Speaking to analysts after reporting its full-year 2018 results, Agust Gudmundsson, chief executive officer of the business which makes salads, pizza, desserts, bread and ready meals for major retailers, said: “We expect to have to build a factory a year in China for the foreseeable future. That is just to maintain capacity in the areas in which we are currently trading.”
Bakkavor said that over the last year its Chinese business reported strong growth on the back of “significant planned investment”.
“Our reputation and credibility continue to improve in this dynamic market, and the transfer of our UK expertise has been an important factor in this success. In addition, our investment in new product development capabilities has broadened our offering to major customers, including for example the development of a fresh soup offering,” it said.
The past year saw the introduction of three new Bakkavor factories in China.

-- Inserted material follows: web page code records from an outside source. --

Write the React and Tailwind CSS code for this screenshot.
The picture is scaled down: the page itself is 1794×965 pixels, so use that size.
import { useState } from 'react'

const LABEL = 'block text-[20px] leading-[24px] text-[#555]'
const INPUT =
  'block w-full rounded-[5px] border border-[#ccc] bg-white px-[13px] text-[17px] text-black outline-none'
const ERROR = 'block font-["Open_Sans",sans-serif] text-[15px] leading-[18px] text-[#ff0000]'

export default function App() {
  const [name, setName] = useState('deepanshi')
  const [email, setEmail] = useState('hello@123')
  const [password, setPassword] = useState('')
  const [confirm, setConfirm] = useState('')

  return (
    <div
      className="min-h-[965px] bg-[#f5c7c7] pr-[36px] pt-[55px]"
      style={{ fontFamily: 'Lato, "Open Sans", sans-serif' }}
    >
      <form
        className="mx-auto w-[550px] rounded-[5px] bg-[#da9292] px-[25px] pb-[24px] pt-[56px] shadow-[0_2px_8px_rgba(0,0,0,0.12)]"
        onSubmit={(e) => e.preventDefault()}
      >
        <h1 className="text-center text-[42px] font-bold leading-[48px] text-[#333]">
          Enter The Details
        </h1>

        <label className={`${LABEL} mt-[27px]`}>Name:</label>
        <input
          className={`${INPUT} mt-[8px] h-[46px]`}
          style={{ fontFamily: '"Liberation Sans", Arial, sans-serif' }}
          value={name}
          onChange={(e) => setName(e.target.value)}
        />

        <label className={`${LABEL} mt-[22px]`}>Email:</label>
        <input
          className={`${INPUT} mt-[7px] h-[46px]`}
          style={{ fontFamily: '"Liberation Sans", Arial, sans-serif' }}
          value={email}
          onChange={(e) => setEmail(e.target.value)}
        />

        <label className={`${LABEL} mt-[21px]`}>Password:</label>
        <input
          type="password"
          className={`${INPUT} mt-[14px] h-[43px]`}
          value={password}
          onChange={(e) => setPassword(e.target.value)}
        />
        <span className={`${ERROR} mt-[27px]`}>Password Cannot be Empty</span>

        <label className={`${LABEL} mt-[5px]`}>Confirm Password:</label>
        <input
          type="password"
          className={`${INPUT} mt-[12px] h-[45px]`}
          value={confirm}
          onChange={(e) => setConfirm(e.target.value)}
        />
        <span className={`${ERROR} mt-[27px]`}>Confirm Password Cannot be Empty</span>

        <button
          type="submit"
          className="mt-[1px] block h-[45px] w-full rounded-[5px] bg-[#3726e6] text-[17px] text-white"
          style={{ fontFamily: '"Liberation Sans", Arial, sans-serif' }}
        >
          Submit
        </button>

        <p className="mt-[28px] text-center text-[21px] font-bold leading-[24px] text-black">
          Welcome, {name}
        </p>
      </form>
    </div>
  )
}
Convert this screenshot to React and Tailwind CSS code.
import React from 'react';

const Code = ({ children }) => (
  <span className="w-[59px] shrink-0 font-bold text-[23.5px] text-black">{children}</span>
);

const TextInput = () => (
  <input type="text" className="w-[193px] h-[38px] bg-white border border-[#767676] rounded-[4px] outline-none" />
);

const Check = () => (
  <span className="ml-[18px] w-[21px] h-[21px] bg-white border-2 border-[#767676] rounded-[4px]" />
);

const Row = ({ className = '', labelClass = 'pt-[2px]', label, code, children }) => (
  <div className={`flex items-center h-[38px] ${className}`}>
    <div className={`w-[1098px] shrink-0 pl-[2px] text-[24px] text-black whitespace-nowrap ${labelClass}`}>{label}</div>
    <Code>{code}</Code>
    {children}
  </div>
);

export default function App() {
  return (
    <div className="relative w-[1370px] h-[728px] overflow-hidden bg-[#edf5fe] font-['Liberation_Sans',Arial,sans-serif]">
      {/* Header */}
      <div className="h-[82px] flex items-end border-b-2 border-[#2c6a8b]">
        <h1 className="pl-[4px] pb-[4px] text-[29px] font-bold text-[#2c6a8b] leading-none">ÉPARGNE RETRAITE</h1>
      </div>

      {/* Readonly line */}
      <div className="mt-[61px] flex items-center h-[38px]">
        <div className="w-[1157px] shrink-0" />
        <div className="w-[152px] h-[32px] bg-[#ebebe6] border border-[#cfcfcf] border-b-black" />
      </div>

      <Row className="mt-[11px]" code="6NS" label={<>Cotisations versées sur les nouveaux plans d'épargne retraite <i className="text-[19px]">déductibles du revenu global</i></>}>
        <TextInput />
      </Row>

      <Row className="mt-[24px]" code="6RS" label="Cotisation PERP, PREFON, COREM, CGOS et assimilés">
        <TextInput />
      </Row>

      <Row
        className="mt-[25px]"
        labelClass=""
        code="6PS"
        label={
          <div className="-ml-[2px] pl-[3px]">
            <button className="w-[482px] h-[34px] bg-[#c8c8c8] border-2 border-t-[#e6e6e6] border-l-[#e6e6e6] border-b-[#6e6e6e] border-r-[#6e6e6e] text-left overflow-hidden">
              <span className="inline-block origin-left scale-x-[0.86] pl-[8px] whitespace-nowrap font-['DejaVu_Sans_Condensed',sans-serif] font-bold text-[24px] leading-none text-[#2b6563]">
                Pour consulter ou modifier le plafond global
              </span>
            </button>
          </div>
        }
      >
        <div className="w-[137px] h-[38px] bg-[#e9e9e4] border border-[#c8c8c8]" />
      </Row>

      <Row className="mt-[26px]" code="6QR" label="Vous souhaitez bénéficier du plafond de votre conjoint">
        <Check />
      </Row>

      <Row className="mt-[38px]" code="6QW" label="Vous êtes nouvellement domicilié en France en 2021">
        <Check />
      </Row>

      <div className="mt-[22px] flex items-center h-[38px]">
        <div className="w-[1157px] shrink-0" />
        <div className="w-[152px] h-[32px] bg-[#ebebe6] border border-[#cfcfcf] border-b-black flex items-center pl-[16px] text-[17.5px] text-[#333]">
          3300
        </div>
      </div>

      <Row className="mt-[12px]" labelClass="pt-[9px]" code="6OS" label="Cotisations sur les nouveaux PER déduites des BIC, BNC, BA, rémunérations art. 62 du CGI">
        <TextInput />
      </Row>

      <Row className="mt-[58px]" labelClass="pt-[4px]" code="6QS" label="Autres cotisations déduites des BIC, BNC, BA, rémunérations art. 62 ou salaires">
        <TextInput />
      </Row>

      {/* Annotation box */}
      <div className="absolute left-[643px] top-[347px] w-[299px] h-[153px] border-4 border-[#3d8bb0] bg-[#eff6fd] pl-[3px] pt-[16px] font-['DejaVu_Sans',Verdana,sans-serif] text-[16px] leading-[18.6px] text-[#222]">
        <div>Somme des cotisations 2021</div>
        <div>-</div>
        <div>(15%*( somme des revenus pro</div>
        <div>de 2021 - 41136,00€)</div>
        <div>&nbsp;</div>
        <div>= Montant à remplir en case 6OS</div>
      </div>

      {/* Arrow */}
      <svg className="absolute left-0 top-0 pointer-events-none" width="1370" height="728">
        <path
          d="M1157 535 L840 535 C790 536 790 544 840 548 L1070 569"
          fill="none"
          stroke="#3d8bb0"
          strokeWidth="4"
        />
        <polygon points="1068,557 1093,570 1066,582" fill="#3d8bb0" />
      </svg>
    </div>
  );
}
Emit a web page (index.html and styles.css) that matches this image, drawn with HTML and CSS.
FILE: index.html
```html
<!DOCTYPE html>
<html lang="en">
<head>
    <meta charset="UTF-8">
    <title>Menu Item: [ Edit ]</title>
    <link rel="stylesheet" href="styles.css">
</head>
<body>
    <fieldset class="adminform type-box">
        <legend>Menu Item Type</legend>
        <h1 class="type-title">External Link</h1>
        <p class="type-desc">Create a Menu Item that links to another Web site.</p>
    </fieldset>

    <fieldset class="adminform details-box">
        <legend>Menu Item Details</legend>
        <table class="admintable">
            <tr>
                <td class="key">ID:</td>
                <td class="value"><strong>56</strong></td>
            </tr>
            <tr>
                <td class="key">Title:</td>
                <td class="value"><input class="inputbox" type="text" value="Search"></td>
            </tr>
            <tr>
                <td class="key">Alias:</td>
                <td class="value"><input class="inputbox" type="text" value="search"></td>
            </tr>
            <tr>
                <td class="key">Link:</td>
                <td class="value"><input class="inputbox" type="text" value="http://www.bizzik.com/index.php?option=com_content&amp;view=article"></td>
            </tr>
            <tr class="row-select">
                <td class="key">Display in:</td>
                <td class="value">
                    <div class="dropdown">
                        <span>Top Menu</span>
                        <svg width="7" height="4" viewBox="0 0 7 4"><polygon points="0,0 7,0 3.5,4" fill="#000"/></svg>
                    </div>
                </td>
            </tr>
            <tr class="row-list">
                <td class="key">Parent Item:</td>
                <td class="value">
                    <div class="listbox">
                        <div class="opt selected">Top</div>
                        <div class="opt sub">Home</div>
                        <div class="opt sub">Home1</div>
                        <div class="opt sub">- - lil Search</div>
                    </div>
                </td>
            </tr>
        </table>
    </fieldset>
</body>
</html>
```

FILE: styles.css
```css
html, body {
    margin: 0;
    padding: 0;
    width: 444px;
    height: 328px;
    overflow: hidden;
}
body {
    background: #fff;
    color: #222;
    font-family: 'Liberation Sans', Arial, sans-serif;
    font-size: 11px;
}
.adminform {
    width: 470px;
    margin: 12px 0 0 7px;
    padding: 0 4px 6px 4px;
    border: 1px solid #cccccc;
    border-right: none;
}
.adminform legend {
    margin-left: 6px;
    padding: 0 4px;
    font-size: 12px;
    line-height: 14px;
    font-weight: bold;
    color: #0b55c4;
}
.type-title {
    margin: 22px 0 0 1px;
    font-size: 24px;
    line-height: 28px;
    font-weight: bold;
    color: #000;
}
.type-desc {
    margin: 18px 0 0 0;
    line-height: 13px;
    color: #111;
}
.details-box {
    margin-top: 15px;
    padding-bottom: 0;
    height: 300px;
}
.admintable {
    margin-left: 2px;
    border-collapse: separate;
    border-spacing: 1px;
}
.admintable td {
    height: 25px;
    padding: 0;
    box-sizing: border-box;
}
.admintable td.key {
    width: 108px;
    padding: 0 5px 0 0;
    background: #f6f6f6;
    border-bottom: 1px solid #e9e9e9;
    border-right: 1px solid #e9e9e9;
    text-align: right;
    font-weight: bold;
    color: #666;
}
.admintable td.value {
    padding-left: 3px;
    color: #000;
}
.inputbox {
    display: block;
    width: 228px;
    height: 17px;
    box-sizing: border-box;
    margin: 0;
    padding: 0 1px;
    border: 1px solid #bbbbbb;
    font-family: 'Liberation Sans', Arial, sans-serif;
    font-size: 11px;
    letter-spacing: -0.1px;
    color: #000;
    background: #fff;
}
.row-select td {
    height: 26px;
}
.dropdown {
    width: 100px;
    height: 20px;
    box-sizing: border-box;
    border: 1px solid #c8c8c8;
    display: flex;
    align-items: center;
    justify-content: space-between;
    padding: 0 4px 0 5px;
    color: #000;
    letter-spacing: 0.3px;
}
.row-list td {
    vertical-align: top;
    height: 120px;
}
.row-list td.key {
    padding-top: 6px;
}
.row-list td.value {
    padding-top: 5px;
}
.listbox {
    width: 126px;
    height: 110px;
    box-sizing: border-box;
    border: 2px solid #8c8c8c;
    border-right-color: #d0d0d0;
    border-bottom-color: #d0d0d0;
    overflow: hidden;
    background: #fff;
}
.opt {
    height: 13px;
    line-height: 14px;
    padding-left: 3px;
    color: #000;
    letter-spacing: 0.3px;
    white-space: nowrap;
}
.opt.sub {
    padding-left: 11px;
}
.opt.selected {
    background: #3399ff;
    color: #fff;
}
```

One is a multi-product and multi-customer factory in Shanghai. The site is now in the early production phase delivering a range of salad and ‘food-to-go’ products.
It also completed a GBP3m (US$4m) investment in a new bread facility near Shanghai and spent a further GBP3m on a new facility in Chengdu, western China.
“We also continue to develop our supply chain and bring more of our raw material supply in-house,” Bakkavor said.
A relatively new GBP20m facility at Hainen, in the east of the country, is already at capacity.
However, despite the fast pace of development in the country, the company’s international division – which is largely made up of China and the US – provides only 11% of the company’s revenues, and Gudmundsson admitted that its core UK market continues to suffer from headwinds and warned of a tough first half of 2019.
“Subdued consumer confidence and inflationary pressures have continued into 2019, and therefore we remain cautious and expect little improvement in underlying market conditions. Consequently, we expect limited growth in the UK and a corresponding decline in the group’s EBITDA margin in the first half of the year,” he said.
“However, in the second half, we anticipate an uplift in UK revenues as we benefit from recently-secured new business.”
Bakkavor saw revenue increase by 2.2% to GBP1.85bn in 2018, on a year-on-year basis, while adjusted EBITDA was up 0.6% at GBP153.5m.
“It was a tough year, not great but not bad either,” said Gudmundsson.